Strictly half of that on machines with 32-bit longs (they overflow at 2G,
not 4G), and 2 billion times that on machines with 64-bit longs.

> in the realworld (TM)... seven seconds if I am doing stats and profiling
> at 1kHz.

You shouldn't do stats at 1kHz.  Even the basic tick counters are in
danger of overflow if the statclock frequency is large (the counters
are 64-bit, but the algorithms that use them (in calcru()) only work
if they aren't much larger than 2^32).  The profiling clock is normally
scaled down to get a statclock of nearly 128Hz.  However, no scaling
of the scheduling clock is done for arches that don't have a separate
profiling or statistics clock and use the scheduling clock for both.
Large scheduling clock frequencies are more useful and less harmful
than large statclock frequencies.

> I think I could make a case for these figures being extended to 64 bits
> but:

They are already 64-bits on arches with 64-bit longs.

> 1/ is it worth it? what uses them? Easier to drop them.
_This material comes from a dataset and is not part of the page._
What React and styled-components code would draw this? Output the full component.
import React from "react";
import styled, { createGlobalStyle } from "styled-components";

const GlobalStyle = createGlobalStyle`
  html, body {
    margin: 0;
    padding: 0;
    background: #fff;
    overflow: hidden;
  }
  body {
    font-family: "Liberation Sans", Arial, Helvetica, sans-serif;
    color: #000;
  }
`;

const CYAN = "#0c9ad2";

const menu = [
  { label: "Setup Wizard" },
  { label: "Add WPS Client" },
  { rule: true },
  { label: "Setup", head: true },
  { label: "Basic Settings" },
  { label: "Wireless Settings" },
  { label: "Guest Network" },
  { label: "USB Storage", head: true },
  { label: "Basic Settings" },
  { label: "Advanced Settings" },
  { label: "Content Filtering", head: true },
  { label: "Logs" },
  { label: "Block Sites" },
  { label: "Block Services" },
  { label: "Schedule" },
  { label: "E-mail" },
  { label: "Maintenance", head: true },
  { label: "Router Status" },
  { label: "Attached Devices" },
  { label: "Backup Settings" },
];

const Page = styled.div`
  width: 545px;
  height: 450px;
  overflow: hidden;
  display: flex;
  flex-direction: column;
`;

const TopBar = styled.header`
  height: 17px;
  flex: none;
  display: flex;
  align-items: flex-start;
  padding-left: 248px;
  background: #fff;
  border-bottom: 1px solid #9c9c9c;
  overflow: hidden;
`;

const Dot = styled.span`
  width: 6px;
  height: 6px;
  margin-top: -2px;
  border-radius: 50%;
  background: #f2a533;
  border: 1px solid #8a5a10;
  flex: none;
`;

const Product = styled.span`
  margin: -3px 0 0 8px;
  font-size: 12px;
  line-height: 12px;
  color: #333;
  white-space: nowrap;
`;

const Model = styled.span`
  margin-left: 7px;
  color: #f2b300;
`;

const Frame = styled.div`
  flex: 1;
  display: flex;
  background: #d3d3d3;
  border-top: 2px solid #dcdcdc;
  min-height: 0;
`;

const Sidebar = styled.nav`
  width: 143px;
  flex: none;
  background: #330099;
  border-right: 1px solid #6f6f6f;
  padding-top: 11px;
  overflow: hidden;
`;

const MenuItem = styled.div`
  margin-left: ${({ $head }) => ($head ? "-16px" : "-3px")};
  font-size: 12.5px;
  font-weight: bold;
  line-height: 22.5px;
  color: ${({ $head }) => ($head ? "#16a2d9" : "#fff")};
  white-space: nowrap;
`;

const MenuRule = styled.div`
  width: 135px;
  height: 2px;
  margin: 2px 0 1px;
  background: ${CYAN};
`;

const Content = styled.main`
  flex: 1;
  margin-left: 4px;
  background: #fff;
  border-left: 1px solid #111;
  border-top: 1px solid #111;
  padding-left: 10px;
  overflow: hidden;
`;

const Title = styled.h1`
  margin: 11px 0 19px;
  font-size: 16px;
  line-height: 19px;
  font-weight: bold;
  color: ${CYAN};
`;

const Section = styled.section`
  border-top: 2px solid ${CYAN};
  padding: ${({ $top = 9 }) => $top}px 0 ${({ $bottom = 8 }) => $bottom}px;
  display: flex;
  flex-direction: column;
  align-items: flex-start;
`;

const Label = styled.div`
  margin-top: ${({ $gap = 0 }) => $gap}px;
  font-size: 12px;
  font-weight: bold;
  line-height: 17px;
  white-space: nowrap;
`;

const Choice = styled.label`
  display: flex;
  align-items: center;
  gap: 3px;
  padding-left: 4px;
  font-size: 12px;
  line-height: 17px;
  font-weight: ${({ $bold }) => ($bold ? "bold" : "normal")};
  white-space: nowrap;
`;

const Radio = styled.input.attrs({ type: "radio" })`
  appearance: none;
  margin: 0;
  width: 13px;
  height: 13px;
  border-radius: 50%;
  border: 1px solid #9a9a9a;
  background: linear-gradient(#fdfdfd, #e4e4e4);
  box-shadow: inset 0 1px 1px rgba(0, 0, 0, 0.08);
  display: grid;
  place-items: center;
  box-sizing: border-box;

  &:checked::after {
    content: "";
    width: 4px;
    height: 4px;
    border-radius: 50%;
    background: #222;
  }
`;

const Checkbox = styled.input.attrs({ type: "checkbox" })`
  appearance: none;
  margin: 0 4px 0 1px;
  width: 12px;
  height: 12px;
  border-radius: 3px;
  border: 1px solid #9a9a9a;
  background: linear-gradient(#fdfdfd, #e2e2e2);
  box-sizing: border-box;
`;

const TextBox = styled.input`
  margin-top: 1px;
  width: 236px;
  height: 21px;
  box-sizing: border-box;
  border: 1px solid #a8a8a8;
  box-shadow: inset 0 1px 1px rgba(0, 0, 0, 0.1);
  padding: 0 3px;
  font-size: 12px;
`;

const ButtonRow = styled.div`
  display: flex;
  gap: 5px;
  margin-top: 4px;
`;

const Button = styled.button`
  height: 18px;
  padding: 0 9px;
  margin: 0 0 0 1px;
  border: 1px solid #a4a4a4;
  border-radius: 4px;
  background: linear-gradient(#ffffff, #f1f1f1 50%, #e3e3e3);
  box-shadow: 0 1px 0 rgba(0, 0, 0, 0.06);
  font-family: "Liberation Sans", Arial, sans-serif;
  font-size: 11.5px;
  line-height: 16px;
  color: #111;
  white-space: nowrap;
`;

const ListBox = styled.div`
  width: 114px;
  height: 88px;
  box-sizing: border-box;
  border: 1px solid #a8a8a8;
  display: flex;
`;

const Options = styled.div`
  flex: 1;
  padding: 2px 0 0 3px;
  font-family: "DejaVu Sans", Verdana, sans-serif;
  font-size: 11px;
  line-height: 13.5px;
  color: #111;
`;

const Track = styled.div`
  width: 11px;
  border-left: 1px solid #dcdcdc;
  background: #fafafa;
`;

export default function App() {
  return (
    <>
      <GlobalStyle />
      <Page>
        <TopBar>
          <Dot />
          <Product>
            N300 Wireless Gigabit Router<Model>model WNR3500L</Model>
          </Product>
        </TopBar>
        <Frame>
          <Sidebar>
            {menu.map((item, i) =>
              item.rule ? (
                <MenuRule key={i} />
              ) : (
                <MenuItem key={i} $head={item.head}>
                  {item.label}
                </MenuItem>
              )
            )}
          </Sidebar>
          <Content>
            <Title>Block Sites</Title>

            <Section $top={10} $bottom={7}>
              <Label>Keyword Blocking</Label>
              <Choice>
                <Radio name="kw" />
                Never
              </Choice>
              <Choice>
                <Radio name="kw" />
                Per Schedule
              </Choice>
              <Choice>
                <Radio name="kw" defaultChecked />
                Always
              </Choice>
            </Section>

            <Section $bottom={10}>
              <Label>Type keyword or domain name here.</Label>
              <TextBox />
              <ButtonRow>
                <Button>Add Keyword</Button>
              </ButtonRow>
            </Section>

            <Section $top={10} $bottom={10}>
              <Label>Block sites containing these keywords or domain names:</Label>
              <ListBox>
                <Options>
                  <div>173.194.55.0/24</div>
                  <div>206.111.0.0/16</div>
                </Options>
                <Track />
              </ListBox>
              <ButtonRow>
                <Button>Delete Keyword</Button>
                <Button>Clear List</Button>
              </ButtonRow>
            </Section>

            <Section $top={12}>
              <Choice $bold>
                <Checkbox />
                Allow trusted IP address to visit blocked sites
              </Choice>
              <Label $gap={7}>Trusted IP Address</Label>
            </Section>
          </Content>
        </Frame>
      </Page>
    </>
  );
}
In /usr/src, they are used in csh(1) (time builtin), time(1), window(1),
acct(2), and potentially anything that calls getrusage(2).  I think they
are worth keeping for time(1), but it doesn't matter a lot of they are
wrong.

> 2/ are these mandated by any standard? would making them 64 bits
> break anything?

They aren't in POSIX-1.2001 (draft).  Making them 64-bits on arches
with 32-bit longs would break binary compatibilty of getrusage() too
and other syscalls that return a struct rusage.

> 3/ would 64 bits be enough? We are getting both bigger and faster
> 64000 times faster and 64000 times bigger and we are back at seven
> seconds. 640 times faster and 640 times bigger and we are still only at
> 70000 seconds (19 hours) before overflow.

Er, 64 bit longs provide a factor of 4 billion (not 64000) for bloat.